The implementation that I envisioned would be as a "pre-process" [3] step just
after EA but before the constraint checks in `adjust_scalar_replaceable_state`
[2]. If we agree that the overall Scalar Replacement implementation goes through
the following major phases: 

    1. Identify the Escape Status of objects. 
    2. Adjust object Escape and/or Scalar Replacement status based on a set of constraints. 
    3. Make call to Split_unique_types [4]. 
    4 Iterate over object and array allocations. 
        4.1 Check if allocation can be eliminated.  
        4.2 Perform scalar replacement. Replace uses of object in Safepoints. 
        4.3 Process users of CheckCastPP other than Safepoint: AddP, ArrayCopy and CastP2X. 
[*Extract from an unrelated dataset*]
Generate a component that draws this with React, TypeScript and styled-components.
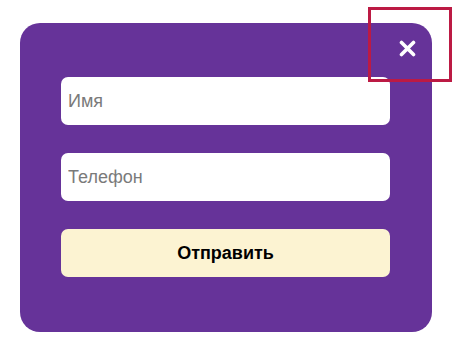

The transformation that I am proposing would change the overall flow to look
like this: 

    1. Identify the Escape Status of objects. 
    2. ----> New: "Split phi functions" <---- 
    2. Adjust object Escape and/or Scalar Replacement status based on a set of constraints. 
    3. Make call to Split_unique_types [14]. 
    4 Iterate over object and array allocations. 
        4.1 ----> Moved to split_phi: "Check if allocation can be eliminated" <---- 
        4.2 Perform scalar replacement. Replace uses of object in Safepoints. 
        4.3 Process users of CheckCastPP other than Safepoint: AddP, ArrayCopy and CastP2X. 

Please let me know what you think and thank you for taking the time to review
this! 

Regards, 
Cesar 

Notes: 

    [1] I am not sure yet how this approach will play with the case of a merge
        with NULL. 

    [2] https://github.com/openjdk/jdk/blob/2f71a6b39ed6bb869b4eb3e81bc1d87f4b3328ff/src/hotspot/share/opto/escape.cpp#L1809 

    [3] Another option would be to "patch" the current implementation to be able
        to handle the merges. I am not certain that the "patch" approach would be
        better, however, the "pre-process" approach is certainly much easier to test
        and more readable. 

    [4] I cannot say I understand 100% the effects of executing
        split_unique_types(). Would the transformation that I am proposing need to
        be after the call to split_unique_types?